26 February 2012

Do ropes need to rest between falls?

Black Diamond carried out some tests to find out if letting your rope rest between falls would help to reduce the peak forces experienced in a fall. They did tests where the rope was left to rest for 30 mins, 2 hours and 24 hours. They also checked to see if loosening the knot after a fall helped to reduce peak forces.

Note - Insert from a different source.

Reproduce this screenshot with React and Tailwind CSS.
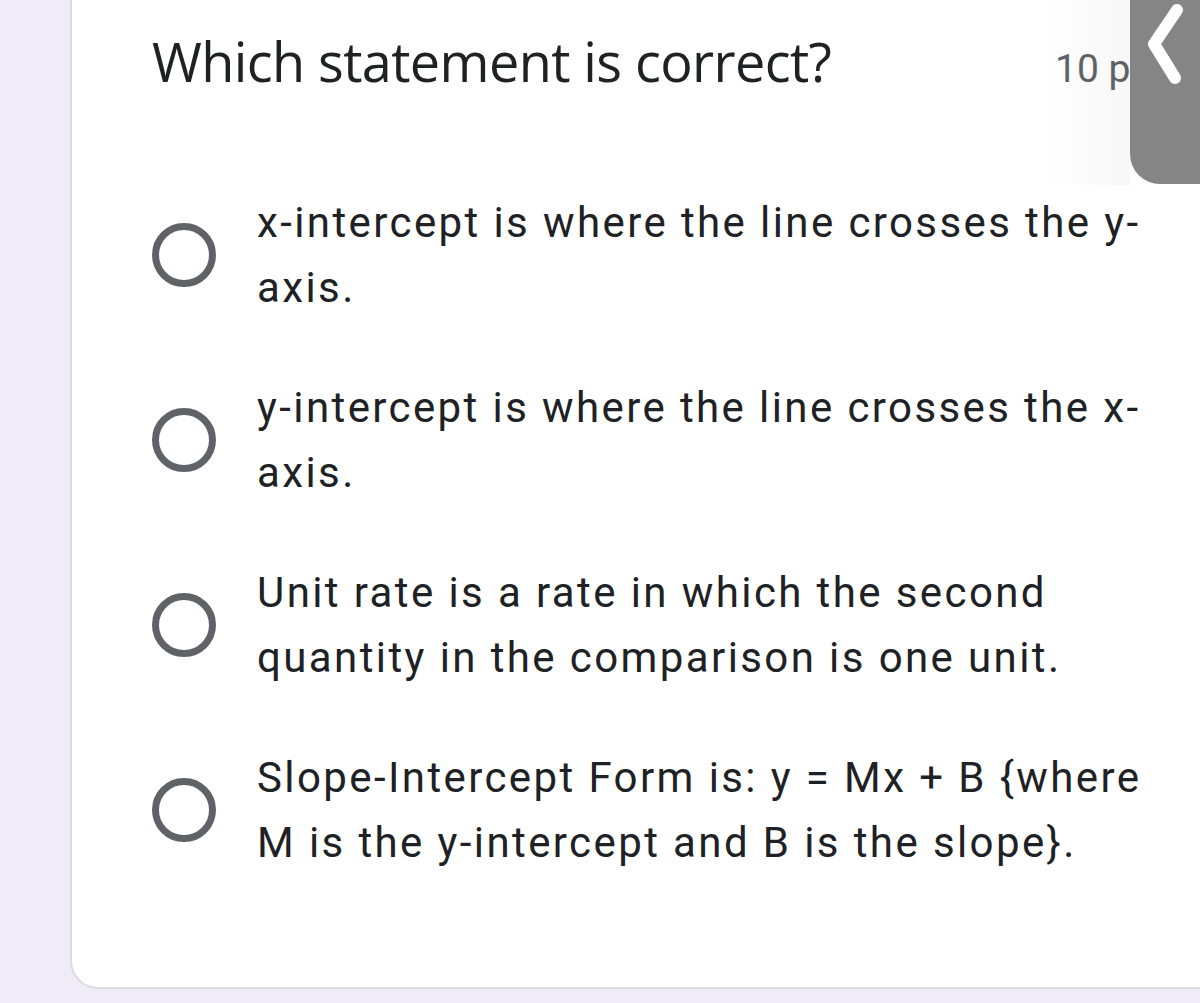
import React from "react";

const options = [
  "x-intercept is where the line crosses the y-axis.",
  "y-intercept is where the line crosses the x-axis.",
  "Unit rate is a rate in which the second quantity in the comparison is one unit.",
  "Slope-Intercept Form is: y = Mx + B {where M is the y-intercept and B is the slope}.",
];

function Radio() {
  return (
    <span className="shrink-0 w-16 h-16 rounded-full border-[7px] border-[#5f6368] bg-white" />
  );
}

export default function App() {
  return (
    <div className="relative w-[1200px] h-[1003px] overflow-hidden bg-[#efecf7]">
      {/* question card */}
      <div className="ml-[70px] mr-[-40px] bg-white border-l-2 border-b-2 border-[#dcdbe3] rounded-bl-[28px] pt-[29px] pb-[112px] pl-[80px]">
        <div className="grid grid-cols-[903px_auto] items-baseline">
          <h1 className="text-[54px] leading-[64px] tracking-[-0.6px] text-[#202124] font-['Open_Sans',sans-serif]">
            Which statement is correct?
          </h1>
          <span className="text-[39px] leading-[64px] text-[#5f6368] font-['Roboto',sans-serif] whitespace-nowrap">
            10 points
          </span>
        </div>

        <div className="mt-[89px] flex flex-col gap-[55px]">
          {options.map((opt) => (
            <label key={opt} className="flex items-center gap-[41px]">
              <Radio />
              <span className="w-[900px] text-[42px] leading-[65px] tracking-[2.4px] text-[#202124] font-['Roboto',sans-serif]">
                {opt}
              </span>
            </label>
          ))}
        </div>
      </div>

      {/* side drawer handle */}
      <div className="absolute top-0 right-[70px] w-[90px] h-[185px] bg-gradient-to-r from-transparent to-black/[0.03]" />
      <div className="absolute top-0 right-0 w-[70px] h-[184px] bg-[#858585] rounded-bl-[30px]">
        <svg width="70" height="90" viewBox="0 0 70 90" className="block">
          <path
            d="M47 10 L24 44 L45 78"
            fill="none"
            stroke="#fff"
            strokeWidth="12"
            strokeLinecap="round"
            strokeLinejoin="round"
          />
        </svg>
      </div>
    </div>
  );
}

The graph shows successive falls from 1-10, with peak force on the vertical axis (using antique lbf as units, 1000 lbf = roughly 4.4 kN).

Their conclusions were:

"As expected, progressive drops resulted in increasing forces

The largest increase was from the 1st to the 2nd drop as expected

 Loosening the knot after each fall reduced the load a bit, but not much

Letting the rope rest 30 min between drops had a bigger effect at lowering loads than loosening the knot, but still not much

Allowing the rope to rest for 2 hours and 24 hours had an even greater effect at reducing the loads on the 2nd drop, as expected

Allowing the rope to rest 24 hours still resulted in a 2nd drop load of 11% greater than the first drop"

19 February 2012

Thread slings through wires rather than larks footing to improve runner strength

DMM carried out some tests comparing the strength of using a larks foot versus simply threading (ie 'basket hitch') a sling through a wire. This is often done when you can't clip a carabiner directly to the wire because it would end up with the carabiner being loaded over an edge. The results showed that threading a sling through a wire is always stronger than using a larks foot (ranging from 1kN to 5kN stronger roughly).

12 February 2012

Homemade offwidth super-size cam

Jeremy11 from the rockclimbing.com forums has created a very cool homemade cam for offwidth cracks. The cam is bigger than the biggest camalot (camalot size 6, range: 114-195 mm, weight: 650g) weighing in at around 850g with a range of very roughly 130-210 mm. He used an oversized solid aluminium axle - the original intent was to minimize weight but it turned out that over-sized aluminium axle was heavier than the steel alternative that he had considered.

The homemade cam side by side with other big cams. Image from rockclimbing.com forums

He tested prototypes of the cam and they held over 14kN - pull tested using a jeep!